As I talk to friends in this group, they seem to swing between apathy and anger. As one of my friends put it, many people “can’t be arsed with the whole voting a good party which turns out shite”.
One morning, before the summer break, as I was heading out the door for class, I was stopped by a flatmate trying to make sense of what had happened to the stock market. She had invested some savings, but apparently Trump had done something and everything had taken a turn for the worse. Very quickly my bag was back on the floor, as I tried to explain what was happening.
Somehow Trump’s global trade war and the economic knock-on consequences of that hadn’t registered on their radar. And that was no accident, in fact it was part of an active choice to ignore the deluge of pessimistic news stories. One friend said she had stopped following the news because it was too overwhelming. Another said she was scared that what was happening in the US would happen here.
When I talked to them about their views on democracy, they just seemed worn down. Politics, it seems, isn’t going to save us. They were doubtful that a dictatorship would be the answer, but some saw it as a possibility. “It would save the decision-making process,” one friend shrugged. I think she was joking. Another flatly told me that democracy just doesn’t seem to be working anymore, “Money trumps democracy,” she explained, and because we don’t have any money, “we don’t have any personal power”.

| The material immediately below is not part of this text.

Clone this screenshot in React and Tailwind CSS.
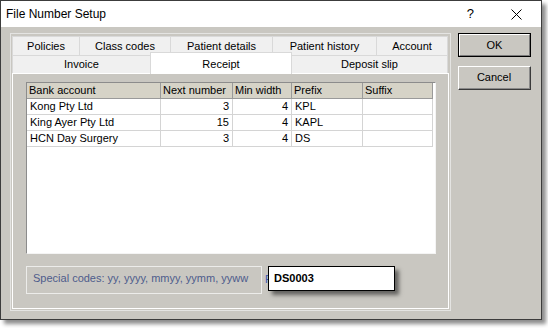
import React from 'react'

const topTabs = [
  { label: 'Policies', w: 'w-[67px]' },
  { label: 'Class codes', w: 'w-[91px]' },
  { label: 'Patient details', w: 'w-[102px]' },
  { label: 'Patient history', w: 'w-[104px]' },
  { label: 'Account', w: 'w-[72px]' },
]

const columns = [
  { label: 'Bank account', w: 'w-[134px]', align: 'text-left' },
  { label: 'Next number', w: 'w-[72px]', align: 'text-right' },
  { label: 'Min width', w: 'w-[59px]', align: 'text-right' },
  { label: 'Prefix', w: 'w-[71px]', align: 'text-left' },
  { label: 'Suffix', w: 'w-[70px]', align: 'text-left' },
]

const rows = [
  ['Kong Pty Ltd', '3', '4', 'KPL', ''],
  ['King Ayer Pty Ltd', '15', '4', 'KAPL', ''],
  ['HCN Day Surgery', '3', '4', 'DS', ''],
]

export default function App() {
  return (
    <div className="w-[548px] h-[328px] bg-white font-['Liberation_Sans',Arial,sans-serif] text-[11px] text-black">
      {/* Dialog window */}
      <div className="w-[542px] h-[320px] flex flex-col border border-[#3c3c3c] bg-[#c9c7c1] shadow-[4px_4px_4px_rgba(0,0,0,0.45)]">
        {/* Title bar */}
        <div className="h-[26px] bg-white flex items-center pl-[5px] shrink-0">
          <span className="text-[12px] flex-1">File Number Setup</span>
          <span className="text-[13px] mr-[37px]">?</span>
          <svg width="11" height="11" viewBox="0 0 11 11" className="mr-[19px]">
            <path d="M0.5 0.5 L10.5 10.5 M10.5 0.5 L0.5 10.5" stroke="#000" strokeWidth="1" fill="none" />
          </svg>
        </div>

        {/* Body */}
        <div className="flex pt-[6px] pl-[9px]">
          {/* Tab control */}
          <div className="w-[441px] h-[278px] border border-[#e4e4e2] p-[1px] pt-[2px] flex flex-col">
            <div className="flex h-[19px]">
              {topTabs.map((t, i) => (
                <div
                  key={t.label}
                  className={`${t.w} h-full bg-[#f0f0f0] border-t border-l border-[#d9d9d9] ${i === topTabs.length - 1 ? 'border-r' : ''} flex items-center justify-center`}
                >
                  {t.label}
                </div>
              ))}
            </div>
            <div className="flex h-[18px] items-end">
              <div className="w-[138px] h-full bg-[#f0f0f0] border-t border-l border-[#d9d9d9] flex items-center justify-center">
                Invoice
              </div>
              <div className="w-[142px] h-[22px] -mb-[1px] relative z-10 bg-white border-t border-l border-r border-[#d9d9d9] flex items-start justify-center pt-[3px]">
                Receipt
              </div>
              <div className="w-[156px] h-full bg-[#f0f0f0] border-t border-r border-[#d9d9d9] flex items-center justify-center">
                Deposit slip
              </div>
            </div>

            {/* Tab page */}
            <div className="h-[236px] border border-white pt-[8px] pl-[13px] flex flex-col">
              {/* Grid */}
              <div className="w-[410px] h-[172px] bg-white border-t border-l border-[#8c8c8c] border-r border-b border-r-[#f4f4f4] border-b-[#f4f4f4]">
                <div className="flex h-[16px] bg-[#d6d3c7] border-b border-[#9a9a9a] w-[406px]">
                  {columns.map((c) => (
                    <div key={c.label} className={`${c.w} border-r border-[#9a9a9a] pl-[2px] leading-[15px] truncate`}>
                      {c.label}
                    </div>
                  ))}
                </div>
                {rows.map((r, ri) => (
                  <div key={ri} className="flex h-[16px] border-b border-[#d4d4d4] w-[406px]">
                    {r.map((v, ci) => (
                      <div
                        key={ci}
                        className={`${columns[ci].w} ${columns[ci].align} border-r border-[#d4d4d4] px-[3px] leading-[15px]`}
                      >
                        {v}
                      </div>
                    ))}
                  </div>
                ))}
              </div>

              {/* Special codes + preview */}
              <div className="flex mt-[12px] relative">
                <div className="w-[236px] h-[28px] border border-[#ececea] text-[#4e5c8c] pl-[6px] pt-[3px]">
                  Special codes: yy, yyyy, mmyy, yymm, yyww
                </div>
                <div className="ml-[3px] pt-[5px] w-[3px] overflow-hidden text-[#3556b0]">P</div>
                <div className="absolute left-[242px] top-0 w-[127px] h-[25px] bg-white border border-black flex items-center pl-[5px] font-bold shadow-[4px_4px_4px_rgba(0,0,0,0.5)]">
                  DS0003
                </div>
              </div>
            </div>
          </div>

          {/* Buttons */}
          <div className="ml-[7px] flex flex-col gap-[9px]">
            <div className="w-[73px] h-[24px] border border-black">
              <div className="w-full h-full border-t border-l border-white border-r border-b border-r-[#7a7a7a] border-b-[#7a7a7a] flex items-center justify-center">
                OK
              </div>
            </div>
            <div className="w-[73px] h-[24px] border-t border-l border-white border-r border-b border-r-[#3a3a3a] border-b-[#3a3a3a]">
              <div className="w-full h-full border-r border-b border-[#8a8a8a] flex items-center justify-center">
                Cancel
              </div>
            </div>
          </div>
        </div>
      </div>
    </div>
  )
}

Back at the university event, two young people on stage were imploring us to take to the streets and I noticed that some of my other friends had wandered off. Having lost interest in yet another diatribe against the current state of the world, they’d headed to the bar. There seems to be a widening gap among Gen Z, between those who are engaged and those who have given up. The politically engaged are becoming frustrated, and those who are less tuned in are becoming more and more exhausted. But neither seem to fancy democracy as a viable solution.